The foundation maintains its holdings in the Leavitt Group, but last year it sold off the family's water rights to the Las Vegas Valley Water District for $11.9 million, Jones said -- substantially more than the $8.1 million originally claimed as a charitable deduction.
If the family had to pay out 5 percent of those assets a year, the foundation would have had to liquidate some of those water rights for less money. Now, it will have more money to give in the future, Dane Leavitt said. The proceeds from the sale should earn $800,000 in income, 85 percent of which will go to charities to "do some significant good," he said. Indeed, giving has increased substantially this year.
"It was a good thing to not liquidate that water stock until the time was right," he said, "and the time was right last year."
"Those limitations are in place," he said, "and I'm confident they are abiding by them."
But selling the water rights opened the foundation to a new criticism. Jones said some of the proceeds have been farmed out to secured loans to Leavitt-related interests, such as real estate investments and insurance businesses. Even before the asset sale, the Leavitt Foundation's 2002 tax return noted an outstanding loan of $332,000, which Jones said went to Leavitt Land and Investment Inc., secured by the water rights.

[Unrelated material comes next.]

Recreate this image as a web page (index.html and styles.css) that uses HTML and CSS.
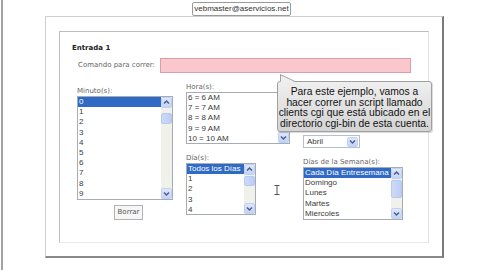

Mike Leavitt's stake in Leavitt Land and Investment -- which owns commercial and residential buildings, land and livestock -- was valued at $1 million to $5 million in his 2005 financial disclosure form. In the same year that the foundation made its loan to the company, the company gave Leavitt an interest-free loan valued at $250,001 to $500,000, the disclosure form states.
Dane Leavitt, the chief executive of the Leavitt Group, insisted it was not a loan but a promissory note from each of the six Leavitt brothers pledging to give the company funds and was "completely unrelated" to the loan the foundation gave the company that year.
Such loans -- from a family foundation ostensibly set up for charity to the family's business interests -- are precisely what IRS Commissioner Mark W. Everson labeled as an abuse last year when he excoriated Type III supporting organizations as personal piggy banks for the rich.
"Some promoters in this area have encouraged individuals to establish and operate supporting organizations . . . that they can control for their own benefit," Everson said. "There are a variety of methods of abuse, but a common theme is a 'charitable' donation of an amount to the supporting organization, and a return of the donated amount to the donor, often in the form of a purported loan that may never be repaid."
Jones said the Leavitt foundation's loans were nothing of the sort. The LL&I loan was repaid in full on Oct. 5, 2004, he said, and the more recent loans were approved by an independent trustee, who set the interest rates and repayment terms.
"This was not an abuse of the process," he said.